### Goal
Can you copy out the data exactly? Leave the images out.

[begin Data shown]

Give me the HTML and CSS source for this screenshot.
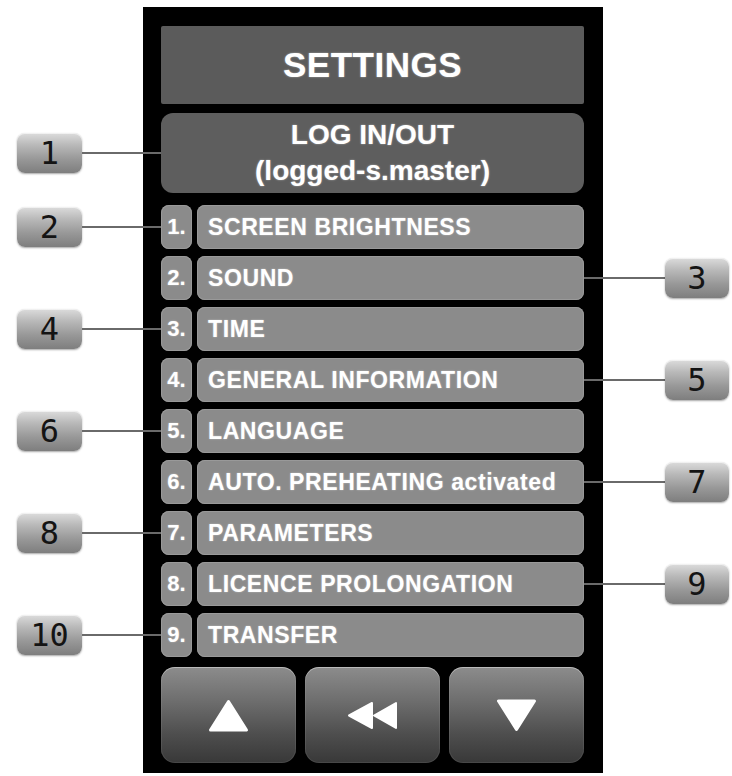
FILE: index.html
```html
<!DOCTYPE html>
<html>
<head>
<meta charset="utf-8">
<link rel="stylesheet" href="styles.css">
</head>
<body>
<div class="figure">
  <div class="line head">
    <div class="side side-l"></div>
    <div class="slice"><div class="title">SETTINGS</div></div>
    <div class="side side-r"></div>
  </div>
  <div class="line login">
    <div class="side side-l"><span class="tag">1</span><span class="wire"></span></div>
    <div class="slice wl"><div class="loginbox"><span>LOG IN/OUT</span><span>(logged-s.master)</span></div></div>
    <div class="side side-r"></div>
  </div>
  <div class="line row">
    <div class="side side-l"><span class="tag">2</span><span class="wire"></span></div>
    <div class="slice wl"><div class="num">1.</div><div class="label">SCREEN BRIGHTNESS</div></div>
    <div class="side side-r"></div>
  </div>
  <div class="line row">
    <div class="side side-l"></div>
    <div class="slice wr"><div class="num">2.</div><div class="label">SOUND</div></div>
    <div class="side side-r"><span class="wire"></span><span class="tag">3</span></div>
  </div>
  <div class="line row">
    <div class="side side-l"><span class="tag">4</span><span class="wire"></span></div>
    <div class="slice wl"><div class="num">3.</div><div class="label">TIME</div></div>
    <div class="side side-r"></div>
  </div>
  <div class="line row">
    <div class="side side-l"></div>
    <div class="slice wr"><div class="num">4.</div><div class="label">GENERAL INFORMATION</div></div>
    <div class="side side-r"><span class="wire"></span><span class="tag">5</span></div>
  </div>
  <div class="line row">
    <div class="side side-l"><span class="tag">6</span><span class="wire"></span></div>
    <div class="slice wl"><div class="num">5.</div><div class="label">LANGUAGE</div></div>
    <div class="side side-r"></div>
  </div>
  <div class="line row">
    <div class="side side-l"></div>
    <div class="slice wr"><div class="num">6.</div><div class="label">AUTO. PREHEATING activated</div></div>
    <div class="side side-r"><span class="wire"></span><span class="tag">7</span></div>
  </div>
  <div class="line row">
    <div class="side side-l"><span class="tag">8</span><span class="wire"></span></div>
    <div class="slice wl"><div class="num">7.</div><div class="label">PARAMETERS</div></div>
    <div class="side side-r"></div>
  </div>
  <div class="line row">
    <div class="side side-l"></div>
    <div class="slice wr"><div class="num">8.</div><div class="label">LICENCE PROLONGATION</div></div>
    <div class="side side-r"><span class="wire"></span><span class="tag">9</span></div>
  </div>
  <div class="line row">
    <div class="side side-l"><span class="tag">10</span><span class="wire"></span></div>
    <div class="slice wl"><div class="num">9.</div><div class="label">TRANSFER</div></div>
    <div class="side side-r"></div>
  </div>
  <div class="line foot">
    <div class="side side-l"></div>
    <div class="slice">
      <div class="buttons">
        <div class="btn"><svg width="41" height="33" viewBox="0 0 41 33"><polygon points="20.5,2.5 38.5,31 2.5,31" fill="#fff" stroke="#fff" stroke-width="3" stroke-linejoin="round"/></svg></div>
        <div class="btn"><svg width="51" height="29" viewBox="0 0 51 29"><polygon points="2,14.5 25,2 25,27" fill="#fff" stroke="#fff" stroke-width="2" stroke-linejoin="round"/><polygon points="27,14.5 49,2 49,27" fill="#fff" stroke="#fff" stroke-width="2" stroke-linejoin="round"/></svg></div>
        <div class="btn"><svg width="41" height="33" viewBox="0 0 41 33"><polygon points="2.5,2 38.5,2 20.5,30.5" fill="#fff" stroke="#fff" stroke-width="3" stroke-linejoin="round"/></svg></div>
      </div>
    </div>
    <div class="side side-r"></div>
  </div>
</div>
</body>
</html>
```
FILE: styles.css
```css
html, body {
  margin: 0;
  padding: 0;
  background: #fff;
}
body {
  padding-top: 7px;
  font-family: "Liberation Sans", Arial, sans-serif;
}
.figure {
  width: 732px;
}
.line {
  display: flex;
  --pt: 0px;
  --pb: 7px;
  --h: 44px;
}
.line.head { --pt: 19px; --pb: 9px; --h: 78px; }
.line.login { --h: 80px; --pb: 12px; }
.line.foot { --pt: 3px; --pb: 10px; --h: 96px; }

.side, .slice {
  padding-top: var(--pt);
  padding-bottom: var(--pb);
}
.side {
  display: flex;
  align-items: center;
  height: var(--h);
}
.side-l {
  padding-left: 17px;
  width: 126px;
}
.side-r {
  width: 126px;
  padding-right: 3px;
}
.slice {
  width: 423px;
  padding-left: 18px;
  padding-right: 19px;
  background: #000;
  display: flex;
  gap: 5px;
}
.slice.wl {
  background: linear-gradient(#6a6a6a, #6a6a6a) no-repeat left 0 top calc(var(--pt) + var(--h) / 2 - 1px) / 18px 2px, #000;
}
.slice.wr {
  background: linear-gradient(#6a6a6a, #6a6a6a) no-repeat right 0 top calc(var(--pt) + var(--h) / 2 - 1px) / 19px 2px, #000;
}
.wire {
  flex: 1;
  height: 2px;
  background: #6a6a6a;
}
.tag {
  width: 65px;
  height: 40px;
  border-radius: 8px;
  background: linear-gradient(180deg, #dcdcdc 0%, #b9b9b9 30%, #989898 65%, #7e7e7e 100%);
  box-shadow: 0 1px 2px rgba(0, 0, 0, 0.35), inset 0 1px 0 rgba(255, 255, 255, 0.6);
  display: flex;
  align-items: center;
  justify-content: center;
  font-family: "DejaVu Sans Mono", monospace;
  font-size: 32px;
  color: #141414;
  line-height: 1;
}
.side-r .tag { width: 64px; }

.title {
  flex: 1;
  height: 78px;
  background: #5b5b5b;
  border-radius: 2px;
  display: flex;
  align-items: center;
  justify-content: center;
  color: #fff;
  font-weight: bold;
  font-size: 35px;
  letter-spacing: 0.5px;
  text-shadow: 0 0 2px rgba(255, 255, 255, 0.5);
}
.loginbox {
  flex: 1;
  height: 80px;
  background: #5e5e5e;
  border-radius: 12px;
  display: flex;
  flex-direction: column;
  align-items: center;
  justify-content: center;
  color: #fff;
  font-weight: bold;
  font-size: 28px;
  line-height: 36px;
  text-shadow: 0 0 2px rgba(255, 255, 255, 0.5);
}
.num, .label {
  height: 44px;
  background: #8b8b8b;
  border-radius: 8px;
  box-shadow: inset 0 0 0 1px #999;
  display: flex;
  align-items: center;
  color: #fff;
  font-weight: bold;
  font-size: 23px;
  letter-spacing: 0.6px;
  text-shadow: 0 0 2px rgba(255, 255, 255, 0.45);
}
.num {
  width: 31px;
  justify-content: center;
  letter-spacing: 0;
  font-size: 22px;
}
.label {
  flex: 1;
  padding-left: 11px;
}
.buttons {
  flex: 1;
  display: grid;
  grid-template-columns: repeat(3, 1fr);
  gap: 9px;
}
.btn {
  height: 96px;
  border-radius: 14px;
  background: linear-gradient(180deg, #8c8c8c 0%, #6e6e6e 35%, #4e4e4e 70%, #383838 100%);
  box-shadow: inset 0 1px 0 rgba(255, 255, 255, 0.35), inset 0 0 0 1px rgba(255, 255, 255, 0.08);
  display: flex;
  align-items: center;
  justify-content: center;
}
```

[end Data shown]

### Exercise output
Give me the HTML and CSS source for this screenshot.
FILE: index.html
```html
<!DOCTYPE html>
<html>
<head>
<meta charset="utf-8">
<link rel="stylesheet" href="styles.css">
</head>
<body>
<div class="figure">
  <div class="line head">
    <div class="side side-l"></div>
    <div class="slice"><div class="title">SETTINGS</div></div>
    <div class="side side-r"></div>
  </div>
  <div class="line login">
    <div class="side side-l"><span class="tag">1</span><span class="wire"></span></div>
    <div class="slice wl"><div class="loginbox"><span>LOG IN/OUT</span><span>(logged-s.master)</span></div></div>
    <div class="side side-r"></div>
  </div>
  <div class="line row">
    <div class="side side-l"><span class="tag">2</span><span class="wire"></span></div>
    <div class="slice wl"><div class="num">1.</div><div class="label">SCREEN BRIGHTNESS</div></div>
    <div class="side side-r"></div>
  </div>
  <div class="line row">
    <div class="side side-l"></div>
    <div class="slice wr"><div class="num">2.</div><div class="label">SOUND</div></div>
    <div class="side side-r"><span class="wire"></span><span class="tag">3</span></div>
  </div>
  <div class="line row">
    <div class="side side-l"><span class="tag">4</span><span class="wire"></span></div>
    <div class="slice wl"><div class="num">3.</div><div class="label">TIME</div></div>
    <div class="side side-r"></div>
  </div>
  <div class="line row">
    <div class="side side-l"></div>
    <div class="slice wr"><div class="num">4.</div><div class="label">GENERAL INFORMATION</div></div>
    <div class="side side-r"><span class="wire"></span><span class="tag">5</span></div>
  </div>
  <div class="line row">
    <div class="side side-l"><span class="tag">6</span><span class="wire"></span></div>
    <div class="slice wl"><div class="num">5.</div><div class="label">LANGUAGE</div></div>
    <div class="side side-r"></div>
  </div>
  <div class="line row">
    <div class="side side-l"></div>
    <div class="slice wr"><div class="num">6.</div><div class="label">AUTO. PREHEATING activated</div></div>
    <div class="side side-r"><span class="wire"></span><span class="tag">7</span></div>
  </div>
  <div class="line row">
    <div class="side side-l"><span class="tag">8</span><span class="wire"></span></div>
    <div class="slice wl"><div class="num">7.</div><div class="label">PARAMETERS</div></div>
    <div class="side side-r"></div>
  </div>
  <div class="line row">
    <div class="side side-l"></div>
    <div class="slice wr"><div class="num">8.</div><div class="label">LICENCE PROLONGATION</div></div>
    <div class="side side-r"><span class="wire"></span><span class="tag">9</span></div>
  </div>
  <div class="line row">
    <div class="side side-l"><span class="tag">10</span><span class="wire"></span></div>
    <div class="slice wl"><div class="num">9.</div><div class="label">TRANSFER</div></div>
    <div class="side side-r"></div>
  </div>
  <div class="line foot">
    <div class="side side-l"></div>
    <div class="slice">
      <div class="buttons">
        <div class="btn"><svg width="41" height="33" viewBox="0 0 41 33"><polygon points="20.5,2.5 38.5,31 2.5,31" fill="#fff" stroke="#fff" stroke-width="3" stroke-linejoin="round"/></svg></div>
        <div class="btn"><svg width="51" height="29" viewBox="0 0 51 29"><polygon points="2,14.5 25,2 25,27" fill="#fff" stroke="#fff" stroke-width="2" stroke-linejoin="round"/><polygon points="27,14.5 49,2 49,27" fill="#fff" stroke="#fff" stroke-width="2" stroke-linejoin="round"/></svg></div>
        <div class="btn"><svg width="41" height="33" viewBox="0 0 41 33"><polygon points="2.5,2 38.5,2 20.5,30.5" fill="#fff" stroke="#fff" stroke-width="3" stroke-linejoin="round"/></svg></div>
      </div>
    </div>
    <div class="side side-r"></div>
  </div>
</div>
</body>
</html>
```
FILE: styles.css
```css
html, body {
  margin: 0;
  padding: 0;
  background: #fff;
}
body {
  padding-top: 7px;
  font-family: "Liberation Sans", Arial, sans-serif;
}
.figure {
  width: 732px;
}
.line {
  display: flex;
  --pt: 0px;
  --pb: 7px;
  --h: 44px;
}
.line.head { --pt: 19px; --pb: 9px; --h: 78px; }
.line.login { --h: 80px; --pb: 12px; }
.line.foot { --pt: 3px; --pb: 10px; --h: 96px; }

.side, .slice {
  padding-top: var(--pt);
  padding-bottom: var(--pb);
}
.side {
  display: flex;
  align-items: center;
  height: var(--h);
}
.side-l {
  padding-left: 17px;
  width: 126px;
}
.side-r {
  width: 126px;
  padding-right: 3px;
}
.slice {
  width: 423px;
  padding-left: 18px;
  padding-right: 19px;
  background: #000;
  display: flex;
  gap: 5px;
}
.slice.wl {
  background: linear-gradient(#6a6a6a, #6a6a6a) no-repeat left 0 top calc(var(--pt) + var(--h) / 2 - 1px) / 18px 2px, #000;
}
.slice.wr {
  background: linear-gradient(#6a6a6a, #6a6a6a) no-repeat right 0 top calc(var(--pt) + var(--h) / 2 - 1px) / 19px 2px, #000;
}
.wire {
  flex: 1;
  height: 2px;
  background: #6a6a6a;
}
.tag {
  width: 65px;
  height: 40px;
  border-radius: 8px;
  background: linear-gradient(180deg, #dcdcdc 0%, #b9b9b9 30%, #989898 65%, #7e7e7e 100%);
  box-shadow: 0 1px 2px rgba(0, 0, 0, 0.35), inset 0 1px 0 rgba(255, 255, 255, 0.6);
  display: flex;
  align-items: center;
  justify-content: center;
  font-family: "DejaVu Sans Mono", monospace;
  font-size: 32px;
  color: #141414;
  line-height: 1;
}
.side-r .tag { width: 64px; }

.title {
  flex: 1;
  height: 78px;
  background: #5b5b5b;
  border-radius: 2px;
  display: flex;
  align-items: center;
  justify-content: center;
  color: #fff;
  font-weight: bold;
  font-size: 35px;
  letter-spacing: 0.5px;
  text-shadow: 0 0 2px rgba(255, 255, 255, 0.5);
}
.loginbox {
  flex: 1;
  height: 80px;
  background: #5e5e5e;
  border-radius: 12px;
  display: flex;
  flex-direction: column;
  align-items: center;
  justify-content: center;
  color: #fff;
  font-weight: bold;
  font-size: 28px;
  line-height: 36px;
  text-shadow: 0 0 2px rgba(255, 255, 255, 0.5);
}
.num, .label {
  height: 44px;
  background: #8b8b8b;
  border-radius: 8px;
  box-shadow: inset 0 0 0 1px #999;
  display: flex;
  align-items: center;
  color: #fff;
  font-weight: bold;
  font-size: 23px;
  letter-spacing: 0.6px;
  text-shadow: 0 0 2px rgba(255, 255, 255, 0.45);
}
.num {
  width: 31px;
  justify-content: center;
  letter-spacing: 0;
  font-size: 22px;
}
.label {
  flex: 1;
  padding-left: 11px;
}
.buttons {
  flex: 1;
  display: grid;
  grid-template-columns: repeat(3, 1fr);
  gap: 9px;
}
.btn {
  height: 96px;
  border-radius: 14px;
  background: linear-gradient(180deg, #8c8c8c 0%, #6e6e6e 35%, #4e4e4e 70%, #383838 100%);
  box-shadow: inset 0 1px 0 rgba(255, 255, 255, 0.35), inset 0 0 0 1px rgba(255, 255, 255, 0.08);
  display: flex;
  align-items: center;
  justify-content: center;
}
```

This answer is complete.